Perry's portrayal of Madge Allsop in The Dame Edna Experience was well received, and she subsequently reprised the role in many of Humphries' other TV specials, including One more Audience with Dame Edna Everage (1988), A Night on Mount Edna (1990), Dame Edna's Neighbourhood Watch (1992) and Dame Edna's Hollywood (1993). Madge became something of a cult figure—much to the apparent annoyance of Dame Edna—and appeared in a coffee commercial in the late 1980s.

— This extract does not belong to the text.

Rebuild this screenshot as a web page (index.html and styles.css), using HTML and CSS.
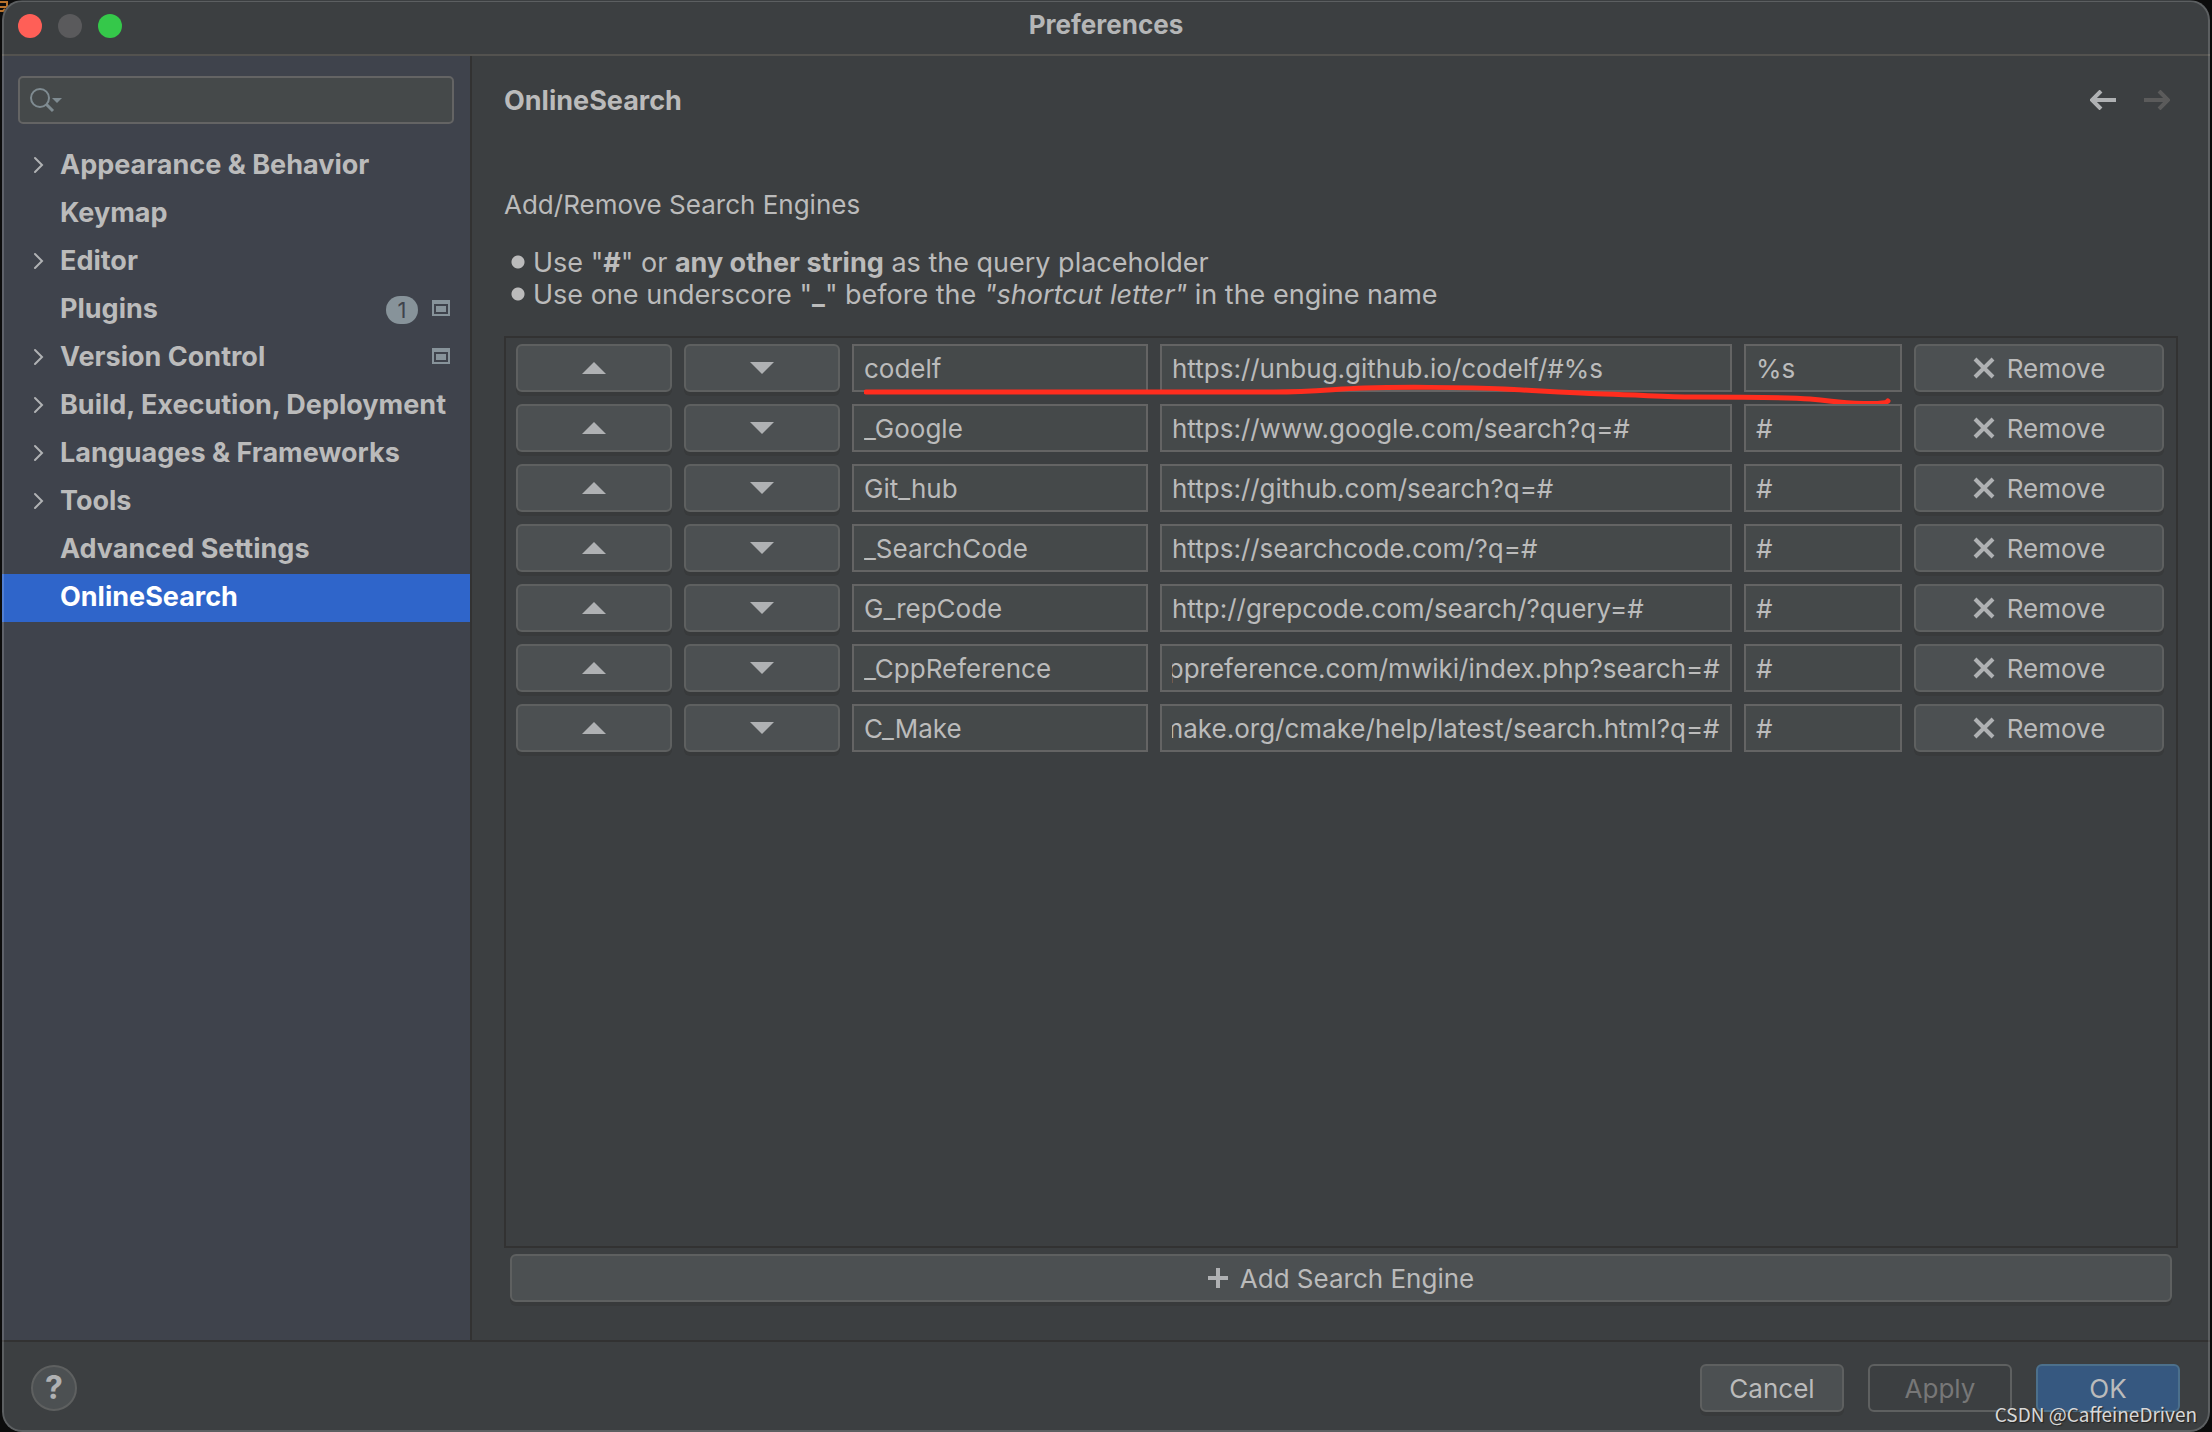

In 1997, she made a memorable appearance as Madge Allsop on a Comic Relief TV Special, in which she danced and sang "Today I Feel So Happy". She was to have been accompanied on the piano by Andrew Lloyd Webber but, as he did not know the music, a member of the audience was conscripted instead, with Webber turning the pages of the sheet music. This brief performance, which represented the only time Madge Allsop spoke on camera, received a huge ovation from the studio audience. Perry's last on-screen appearance as Madge Allsop was a cameo in the TV special Dame Edna: Live at the Palace (2003), in which the then-96-year-old actress was 'caught' in bed with Ozzy Osbourne.

==Other appearances==
As an actress in her own right, her filmography is limited to her appearances with Dame Edna, except for a 1995 appearance on an episode of Last of the Summer Wine as "Mrs. Broadbent". She appeared as herself in Night of a Thousand Faces (2001).

==Later life and death==
Perry retired in 2004 and took up residence in Brinsworth House, Twickenham, where she died on 19 February 2008, aged 100.